Schedule: [textbook] {assignments}
- 9/22: Introductions. Classification of ODEs and PDEs. [Chap.1 plus Appendices].
- 9/24: Picard-Lindel\"of theorem. Examples.
- 9/27: Proof of Picard thm (E by iteration, U and dependence on IC with Gronwall lemma. Regularity by bootstrap). {Extra 00: first day survey}
- 9/29: First order PDEs [Chap.3]. Solution "algorithm".
- 10/1: First order PDEs: justification of formal steps; how to recognize characteristic data. {Extra 1}{HW1 due}
- 10/4: Where do the first order PDEs come from: transport problem. Non-smooth solutions: do they make sense?
- 10/6: Generalize the transport equation. Burgers equation. Can the characteristics cross?
- 10/8: Calculation of shock speed in Burgers eqn and beyond (Rankine-Hugoniot condition) {HW2 due}
- 10/11: Second order PDEs in $\R^2$; classification and change of variables to the canonical form. [Chap 2.1-2.3 and Chap 4]
- 10/13: Solving wave equation; homogeneous case. [Handout on d'Alembert solution]
- 10/15: Domain of dependence and domain of influence. Solution to the inhomogeneous wave equation, two ways.

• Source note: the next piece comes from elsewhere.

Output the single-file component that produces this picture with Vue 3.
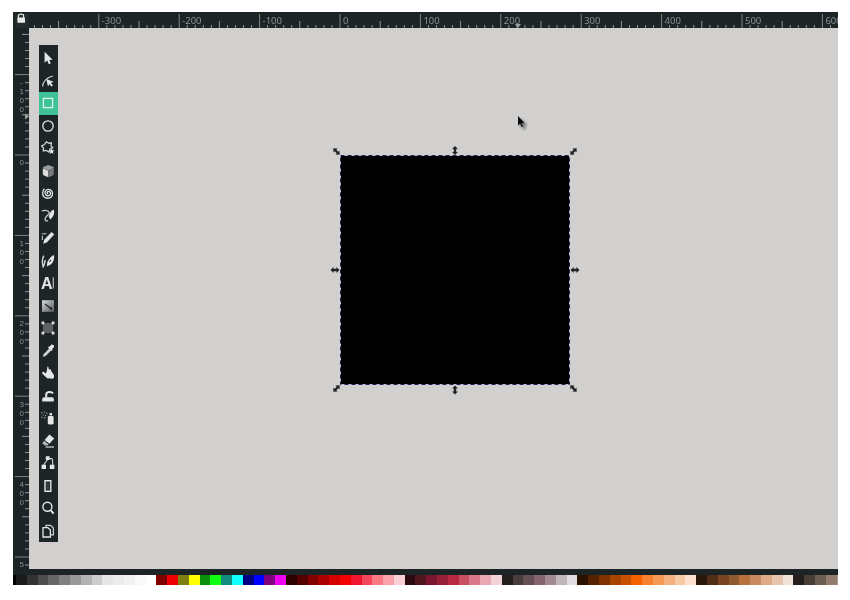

- 10/18: Continuous dependence on data. "Energy is constant" calculation. Where the wave eqn comes from. {HW3 due}
- 10/20: Worksheet on spring/masses and stress/strain in longitudinal vibrations of a bar. Solving wave equation by diagonalizing a system of first order PDEs. Solving wave equation as a system of two first order PDEs.
- 10/22: The source operator method for solving inhomogeneous problem via the solution of homogeneous pbm with some nontrivial initial data. Duhamel principle for first order evolution equation.
- 10/25: Source operator method for second order evolution eqn. How to solve the wave equation in quarter plane (in particular, why do you need the odd extensions of initial data). {HW4 due}
- 10/27: Review.
- 10/29: Midterm, in class.
- 11/1: Diffusion equation on R [Chapter 5]. Special solutions.
- 11/3: Fundamental solution and properties (proof using strong assumptions on I.C.). Solving inhomogeneous diffusion equation using the fundamental solution.
- 11/5: Proof using weak(er) assumptions on the original function. (Weak) maximum principle.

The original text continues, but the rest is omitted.